Spor olabilir, müzik olabilir, en sevdiğiniz hobiniz resim çizmek olabilir, yürüyüş yapmak olabilir, sahilde hunharca ağlamak bile olabilir. Müzik dinleyebilirsiniz, koşabilirsiniz, yoga yapabilirsiniz. Aklınıza ve size ne iyi geliyorsa onu yapabilirsiniz ve bence yapın! Zamanınızı sadece yatıp düşünerek geçirmeyin. Gününüzü planlayın ve dolu dolu, kaliteli bir şekilde yaşamaya başlayın. Ve inanın, bu şekilde yaşamaya başladığınız zaman bir düzeniniz ve planlı, programlı bir hayatınız olacak. Bu plan ve program bir süre sonra sizi gerçekten çok güçlü ve mutlu yapabilir.

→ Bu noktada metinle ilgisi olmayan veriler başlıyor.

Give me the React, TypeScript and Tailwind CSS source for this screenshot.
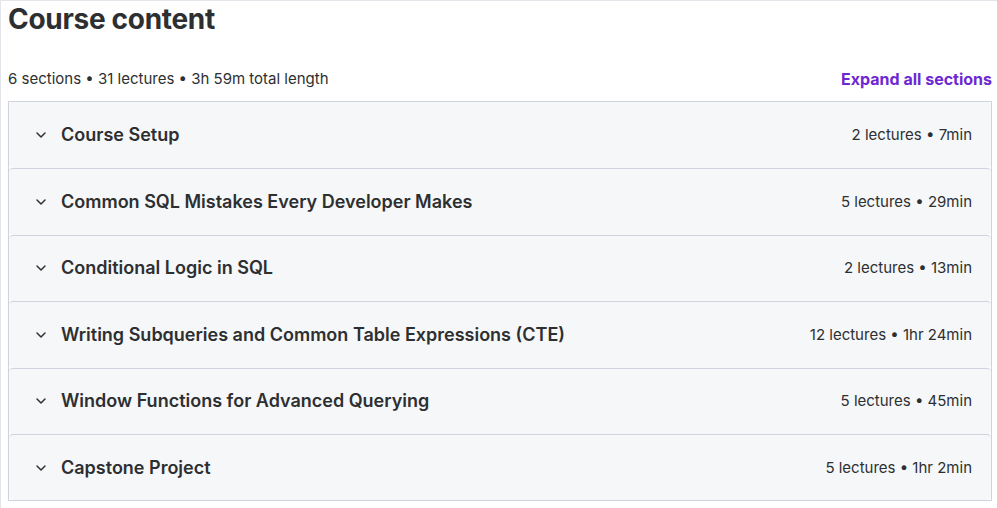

İşte bu düzeni oluşturduktan sonra fark edeceksiniz ki size en iyi gelen şey, aslında kendiniz ve sevdiklerinizle yaptığınız o anılar ve aktiviteler. Unutmayın, hiçbir şey için geç değil. Başlamak istediğiniz bir spor, çalmak istediğiniz bir enstrüman... Hayallerinizin peşinden gidin. Günlük tutun. İçinizi dökün. Aynı zamanda bu, planlı olmanıza da destek sağlayabilir. Ve bu sürecin sonunda, en başa dönüp hissettiklerinizi ve planlarınızı yazdığınızda gelişiminizi görmek sizi daha da motive edebilir.
Unutmayın ki mutluluğunuz sizin elinizde. O yüzden hadi, kalkalım ve kendimize gelelim.